I started searching my pockets for scraps of food … a candy bar, something. Then it dawned on me, I had the keys to the car, which was sitting in the driveway. The car had a panic alarm and I had the button. Without question, this qualifies as a panic situation. I press the button and it works! The horn starts blaring… surely rescue must be at hand. I begin my long wait ... minutes go by ... nothing!
Now I truly am in deep trouble! Destined to crawl on hands and knees across the vast expanse of the "Deck of Doom." Wilderness Wally has finally met his fate. How long will it take? Hours, possibly days before I shrivel up under the relentless sun. Will I ever be found, will there be anything left, did I change my shorts? All these questions run through my mind as I search for escape. I can get one leg over the railing but there's nowhere to stand on the other side, just a drop to the ground. How many legs will I break when I hit … assuming I land right side up? It's not an option but I won't go quietly, I start yelling for Mrs Wilderness again. Yelling, pounding on the door all the while the 'emergency-alarm horn is blaring on the car.
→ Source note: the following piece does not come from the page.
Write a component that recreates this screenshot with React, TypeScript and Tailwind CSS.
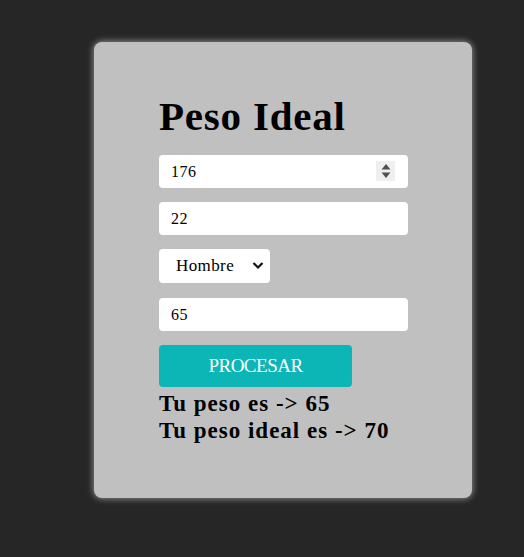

I'm getting weak but I know the neighbors a half mile away can hear me ... surely they will call the rescue squad. I watch the dog walking away down the driveway ... there's too much noise for his sensitive ears ... even "Spunky" has deserted me.
Just as I think this must be the end, as I sense the light dimming, the downstairs back door opens, Mrs. Wilderness walks out, looks up at me and says; "What is going on out here, why are you making such a racket?"
Through chapped lips and raspy throat I managed, "What day is it?"
Mrs Wilderness did open the door to the deck - eventually - only after much soul searching I might add.
The next day we left the ranch and returned to Bullhead City. As we drove out the long driveway I looked in the rear view mirror to see the heat waves rising from the deck of doom that was almost the undoing of Wilderness Wally.
Later, after reading an account of my narrow escape, a friend asked; "How long were you actually out on that Deck of Doom?" My response, "An excruciating ten minutes."